After absolutely no new advice questions for weeks, I finally got an email the other day from the adorably named Mumun. The email came with the equally adorable subject line: “I need advice that I don’t think I’ll need.”
Well, I think we can all agree that she came to the right lady! Because, not to brag or anything, but I’m pretty much awesome at giving advice to people that they don’t think they’ll need.
Like I can now tell you how to put unicorn horns on ponies. And cats. And one-eyed chihuahuas.
I bet you never thought you’d need to know how to do that, huh?
(Answer: get your mom to do it. Because you’re too busy “checking the lighting.”)
Mumun’s email went something like this:
I have a travel blog that is specifically about my own country (psst… Indonesia).

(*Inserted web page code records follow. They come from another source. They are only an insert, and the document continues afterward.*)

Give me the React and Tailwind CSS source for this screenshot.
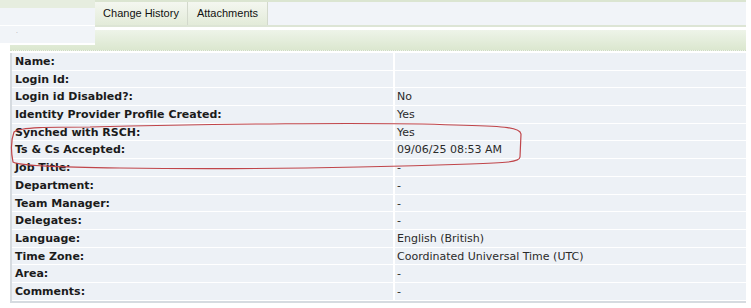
const rows = [
  ['Name:', ''],
  ['Login Id:', ''],
  ['Login id Disabled?:', 'No'],
  ['Identity Provider Profile Created:', 'Yes'],
  ['Synched with RSCH:', 'Yes'],
  ['Ts & Cs Accepted:', '09/06/25 08:53 AM'],
  ['Job Title:', '-'],
  ['Department:', '-'],
  ['Team Manager:', '-'],
  ['Delegates:', '-'],
  ['Language:', 'English (British)'],
  ['Time Zone:', 'Coordinated Universal Time (UTC)'],
  ['Area:', '-'],
  ['Comments:', '-'],
];

const tabs = [
  { label: 'Change History', w: 'w-[93px]' },
  { label: 'Attachments', w: 'w-[80px]' },
];

export default function App() {
  return (
    <div className="relative w-[751px] h-[308px] overflow-hidden bg-white font-['DejaVu_Sans',sans-serif]">
      {/* top strip */}
      <div className="h-[2px] mr-[5px] bg-[#dbe5d1]" />

      {/* tab bar */}
      <div className="flex h-[25px] ml-[95px] mr-[5px] bg-[#f1f4f8] border-b-[2px] border-[#dde5d5]">
        {tabs.map((t) => (
          <div
            key={t.label}
            className={`${t.w} flex items-center justify-center h-full border-r border-[#d3d9cc] bg-gradient-to-b from-[#f4f7f0] to-[#e3ebd9] text-[11px] text-[#111] font-['Liberation_Sans',Arial,sans-serif]`}
          >
            {t.label}
          </div>
        ))}
      </div>

      {/* green section header */}
      <div className="mt-[3px] ml-[10px] mr-[5px] h-[21px] bg-gradient-to-b from-[#eef4e9] to-[#dbe7cf] border-b border-dotted border-[#cfdcc3]" />

      {/* details table */}
      <div className="mt-[2px] ml-[10px] mr-[5px] border-l-[2px] border-b-[2px] border-[#d6dbe0]">
        {rows.map(([label, value]) => (
          <div key={label} className="flex h-[17.7px] border-b border-white bg-[#edf1f6] text-[11px] leading-[17px]">
            <div className="w-[383px] pl-[3px] font-bold text-[#1b1b1b] border-r-[2px] border-white whitespace-nowrap">
              {label}
            </div>
            <div className="flex-1 pl-[2px] text-[#2a2a2a] whitespace-nowrap">{value}</div>
          </div>
        ))}
      </div>

      {/* left dropdown panel lying over the page */}
      <div className="absolute left-0 top-0 w-[95px] h-[45px] bg-white">
        <div className="h-[8px] bg-[#e6eddf]" />
        <div className="h-[17px] bg-[#f1f4f8]" />
        <div className="h-[1px] bg-white" />
        <div className="h-[17px] bg-[#f1f4f8] pl-[16px] text-[6px] leading-[10px] text-[#999]">.</div>
      </div>

      {/* red hand-drawn annotation */}
      <svg className="absolute left-0 top-0 pointer-events-none" width="751" height="308">
        <path
          d="M 90 127 C 200 124, 380 122, 455 125 C 500 126, 520 127, 521 134 L 520 157 C 520 162, 505 163, 470 164 C 380 167, 250 170, 120 168 C 60 167, 20 166, 13 162 C 11 152, 11 140, 14 132 C 20 127, 50 127, 90 127 Z"
          fill="none"
          stroke="#c0454a"
          strokeWidth="1.2"
        />
      </svg>
    </div>
  );
}
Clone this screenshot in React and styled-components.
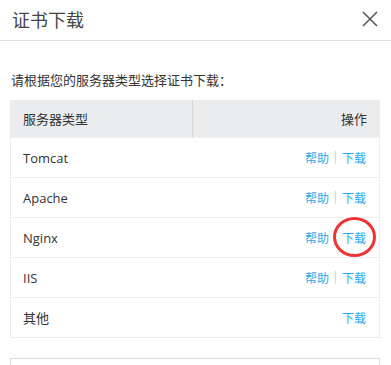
import React from 'react'
import styled, { createGlobalStyle } from 'styled-components'

const GlobalStyle = createGlobalStyle`
  body {
    margin: 0;
    background: #fff;
    font-family: "Open Sans", "Noto Sans CJK SC", sans-serif;
    color: #333;
  }
`

const Dialog = styled.div`
  width: 391px;
  height: 365px;
  overflow: hidden;
  background: #fff;
`

const Header = styled.div`
  height: 41px;
  display: flex;
  align-items: center;
  justify-content: space-between;
  padding: 0 12px 0 12px;
  box-sizing: border-box;
  border-bottom: 1px solid #e0e0e0;
`

const Title = styled.h2`
  margin: 0 0 2px;
  font-size: 18px;
  font-weight: normal;
  color: #444;
  font-family: "Noto Sans CJK SC", sans-serif;
`

const Close = styled.button`
  border: 0;
  background: none;
  padding: 0;
  width: 16px;
  height: 16px;
  margin: 0 1px 2px 0;
  display: flex;
`

const Body = styled.div`
  padding: 30px 11px 0 10px;
`

const Hint = styled.p`
  margin: 0 0 11px 1px;
  font-size: 13px;
  line-height: 18px;
  color: #333;
  font-family: "Noto Sans CJK SC", sans-serif;
`

const Table = styled.div`
  border: 1px solid #ececec;
  border-top: 0;
`

const HeadRow = styled.div`
  display: grid;
  grid-template-columns: 181px 1fr;
  height: 37px;
  background: #ebeced;
  font-size: 13px;
  font-family: "Noto Sans CJK SC", sans-serif;
  color: #333;
`

const HeadCell = styled.div`
  display: flex;
  align-items: center;
  padding: 0 12px;
  justify-content: ${p => (p.right ? 'flex-end' : 'flex-start')};
  border-left: ${p => (p.right ? '1px solid #d6d6d6' : '0')};
`

const Row = styled.div`
  display: flex;
  align-items: center;
  justify-content: space-between;
  height: 40px;
  box-sizing: border-box;
  padding: 0 13px 0 12px;
  border-top: 1px solid #efefef;
  font-size: 13px;
  color: #333;
`

const Name = styled.span`
  font-family: "Open Sans", "Noto Sans CJK SC", sans-serif;
`

const Actions = styled.div`
  display: flex;
  align-items: center;
  gap: 6px;
`

const Link = styled.a`
  color: #2ea7ee;
  font-size: 12px;
  font-family: "Noto Sans CJK SC", sans-serif;
  text-decoration: none;
  position: relative;
`

const Sep = styled.span`
  width: 1px;
  height: 13px;
  background: #d8d8d8;
`

const Circle = styled.span`
  position: absolute;
  left: -9px;
  top: -12px;
  width: 37px;
  height: 34px;
  border: 3px solid #ee3333;
  border-radius: 50%;
`

const NextBox = styled.div`
  margin-top: 20px;
  height: 20px;
  border: 1px solid #dcdcdc;
`

const servers = [
  { name: 'Tomcat', help: true },
  { name: 'Apache', help: true },
  { name: 'Nginx', help: true, marked: true },
  { name: 'IIS', help: true },
  { name: '其他', help: false },
]

export default function App() {
  return (
    <Dialog>
      <GlobalStyle />
      <Header>
        <Title>证书下载</Title>
        <Close aria-label="关闭">
          <svg width="16" height="16" viewBox="0 0 16 16">
            <path d="M1 1L15 15M15 1L1 15" stroke="#555" strokeWidth="1.5" fill="none" />
          </svg>
        </Close>
      </Header>
      <Body>
        <Hint>请根据您的服务器类型选择证书下载：</Hint>
        <Table>
          <HeadRow>
            <HeadCell>服务器类型</HeadCell>
            <HeadCell right>操作</HeadCell>
          </HeadRow>
          {servers.map(s => (
            <Row key={s.name}>
              <Name>{s.name}</Name>
              <Actions>
                {s.help && <Link href="#">帮助</Link>}
                {s.help && <Sep />}
                <Link href="#">
                  下载
                  {s.marked && <Circle />}
                </Link>
              </Actions>
            </Row>
          ))}
        </Table>
        <NextBox />
      </Body>
    </Dialog>
  )
}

I really want it to go Rambo-famous and become internationally known so I can legally trash hotels like Rambo (wait, that’s the wrong movie), and it would be nice if more people came by. But I don’t know how? Aside from writing stupid stories about myself, what should I do?
First of all, writing stupid stories about yourself is always the key to success.

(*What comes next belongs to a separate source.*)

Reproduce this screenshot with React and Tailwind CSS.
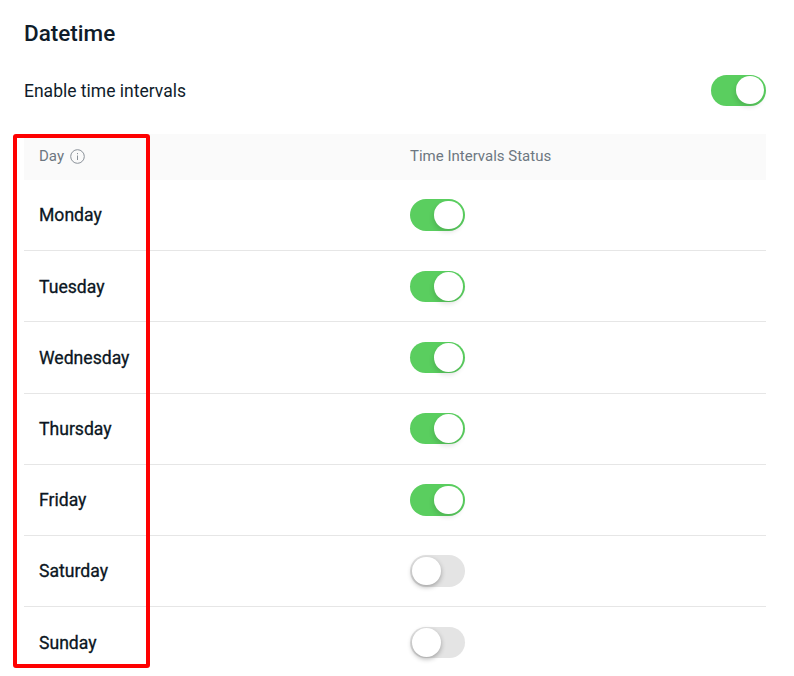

Secondly, I don’t usually like to give out blogging advice on my blog. Mostly because there are lots of really awesome bloggy people out there dishing out really awesome bloggy advice (like here and here and here).
These people really know their stuff.
I really do not.
Maybe you’ve noticed?
But how could I resist answering an email with so many references to Rambo?
I could not.
So here goes:
How to Have an Internationally Known Blog in 12 Easy Steps (Or 6 long years. Whichever one comes first.)
Step 1:Move to Japan.
Start your first blog.
Make sure to give it some kind of funky name that no one can remember or spell. Bonus points if you can give it a name in some foreign language that almost no one (including yourself) speaks, like, say, umm, lemmethinkforasecond, Japanese!
Write your first blog post. Make sure it’s about something really poignant and meaningful. Something that really shows you’re having an Authentic Experience.
Like, say, your lunch.
Email all your friends and family members to tell them that you’ve started a blog and send them the link.
Take their silence as a sign that they’re too busy reading your blog to email you back. Or comment. Or answer your calls.
Step 2:Start writing longer, more blathery posts. About topics that really show the reader the workings of your inner soul.
Like, say, your couch.
Hardly ever use photos. And when you do make sure those photos are dark and kind of blurry and taken with your teeny tiny cell phone camera.
After all, you wouldn’t want to show too much.
You need to maintain an aura of mystery, you know.
As well as an aura of “Did she take that photo in the bathroom? I think that’s a photo from the bathroom. I hope she washed her hands.”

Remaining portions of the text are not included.